The India VIX has risen 11.11 percent on Thursday alone, increasing 18.2 percent in January itself. The India VIX tracks investors’ perceptions of volatility for at least a month ahead, and typically, has an inverse correlation with the markets. The index at elevated levels indicates investors expect a major correction at least over the next month.
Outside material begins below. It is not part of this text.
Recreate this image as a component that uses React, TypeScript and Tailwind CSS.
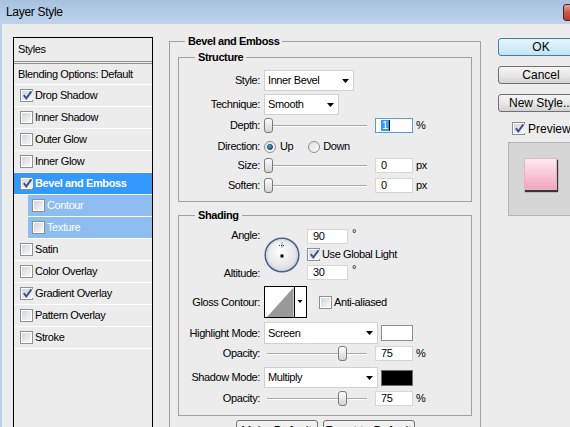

Which way markets may swing now?

Despite the hiccups in markets, analysts are expecting a steady run of equities in 2024. Emkay Global Financial Services expects the the Nifty to hit 24,000 by end of this year. As rate cuts dominate conversations for 2024, the brokerage firm believes the Fed would cut in third quarter of this year and RBI would follow suit almost immediately.
“This would drive a re-rating in the markets which would be visible more in small and madcap stocks than the Nifty. A BJP win in the April-May general elections is almost a done deal and focus is on the FY25 budget, with manufacturing and infrastructure the key themes. We also see possibility of a recovery in mass spending. This is not certain, but we think it is worth taking some exposure to play this,” says Seshadri Sen, head of research and strategist, Emkay Global Financial Services.
Indian markets made a stellar performance in 2023 as it emerged as one of the best performing markets, trailing only the US and Taiwan, led by factors such a solid domestic macro environment, strong domestic flows, resurgence of FII inflows, resilience in corporate earning, easing inflation fears and expectations of global interest-rate cuts.

Nifty outperformed both mid- and small-cap stocks in CY22. However, as fears of a global recession abated and earnings visibility improved, small- and mid-cap stocks outperformed Nifty in 2023.
“Going into 2024, we think India’s strong macro environment and expected US rate cuts are strong tailwinds for the Indian market. However, India’s rich valuations may be a worry as FIIs are likely to explore underperforming markets such as China and Europe,” says Kunal Vora, Director, Head of India Equity Research, BNP Paribas.